A fearful person imagines he is a target. He imagines he will become a victim of others’ evil intentions if he does not strike first. If a conflict has escalated into violence, an assessment will be needed to locate triggers that morphed fear into violence.

Fear fuels hatred.

Hate is violence “on hold.” It is latent violence. In the short term, a fearful person may hold fear somewhat in abeyance—they may harbor hostile viewpoints rather than take violent action. They feel others deserve to be harmed, and thus they wish them harm silently or through verbal expressions. While a person who hates may not engage in violence, their expressions of hate may lead others to violence. During an assessment a mediator will seek to identify the precise fear simmering underneath the hate.

Fear generates conflict.

Disputants who end up in conflict are typically afraid that another person intends to diminish or block their ability to be something they want to be, or stand in the way of their having something they need or want, or prevent them from doing what they want to do. In all cases they fear their existence will be blunted or diminished.

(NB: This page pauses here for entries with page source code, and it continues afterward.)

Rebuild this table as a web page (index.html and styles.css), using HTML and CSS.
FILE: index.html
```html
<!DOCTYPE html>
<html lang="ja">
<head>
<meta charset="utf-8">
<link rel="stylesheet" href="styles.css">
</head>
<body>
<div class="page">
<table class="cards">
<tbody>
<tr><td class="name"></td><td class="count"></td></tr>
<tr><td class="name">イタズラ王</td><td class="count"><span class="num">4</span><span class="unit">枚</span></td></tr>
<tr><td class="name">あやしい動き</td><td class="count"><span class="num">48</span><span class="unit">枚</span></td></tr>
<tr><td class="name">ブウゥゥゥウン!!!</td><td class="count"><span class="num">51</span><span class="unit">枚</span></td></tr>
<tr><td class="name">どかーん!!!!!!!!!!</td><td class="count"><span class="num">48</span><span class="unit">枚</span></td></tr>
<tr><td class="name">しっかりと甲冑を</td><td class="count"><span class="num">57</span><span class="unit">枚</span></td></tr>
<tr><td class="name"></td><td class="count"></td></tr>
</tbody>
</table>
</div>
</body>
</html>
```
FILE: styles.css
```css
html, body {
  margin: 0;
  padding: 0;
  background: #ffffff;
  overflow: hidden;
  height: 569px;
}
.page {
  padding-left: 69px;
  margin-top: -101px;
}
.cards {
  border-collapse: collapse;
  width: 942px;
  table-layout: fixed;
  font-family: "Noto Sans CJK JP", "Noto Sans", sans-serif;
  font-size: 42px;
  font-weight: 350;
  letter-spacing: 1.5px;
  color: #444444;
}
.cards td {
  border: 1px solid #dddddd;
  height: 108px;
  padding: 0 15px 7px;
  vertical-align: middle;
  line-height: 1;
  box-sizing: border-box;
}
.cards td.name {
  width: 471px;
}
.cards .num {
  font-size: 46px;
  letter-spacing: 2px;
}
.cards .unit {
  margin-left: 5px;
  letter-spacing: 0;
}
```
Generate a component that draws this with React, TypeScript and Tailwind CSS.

Fear drives hatred for God, support for atheism.

Fear of an almighty, divine cause strikes some with profound existential fear. The idea that they might be the effect of spiritual causes provokes deep fear that gives rise to hatred for a deity. The existence of a divine component of existence is not seen as good news for them, but as a reason for terror.

Fear cripples the human heart, damaging the ability to love.

Assessment should track the loss of affinity between disputants. Uncovering the time when one lost an ability to like or love another will often reveal the moment fear was introduced. Skilled assessment might produce an immediate increase in affinity.

Fear creates the impulse to “belittle and make nothing of others.”

A mediation participant who attempts to “make nothing” of another through ridicule and derisive comments may seek to tear down the other in order to manage fear. An assessment should surface the fear in play.

Fear drives Man’s desire to enslave fellow man.

A person suffering major fear might surmise the only way they can be safe is for everyone else to be restrained. They might believe they will be safer if all those who might do them harm (real or imagined) were enslaved.

Fear motivates tyrants, bullies, and slave masters.

Those who commit harmful acts against others constantly fear retribution. Once they harm others, they are motivated to escalate acts of brutality in a vicious cycle of transgressions followed by fears of retribution. They harm others and then fear they will be harmed by those they hurt.

Fear infuses the minds of psychopaths, murderers, and genocidal despots.

The worst purveyors of evil, those who commit heinous crimes, are driven by extreme fear of non-existence. In their distorted view, their survival depends on subduing or obliterating all living creatures.

Fear explains the dynamics of evil.

Fear drives evil acts. If one wishes to understand the problem of evil, one must understand fear dynamics.

Scripture abounds with warnings to “be not afraid” and “fear not.”

At first glance, such admonitions might seem to be consolation. When we look closer, however, we recognize the words counsel us to avoid fear so we do not slip into hate, conflict, and destructive acts.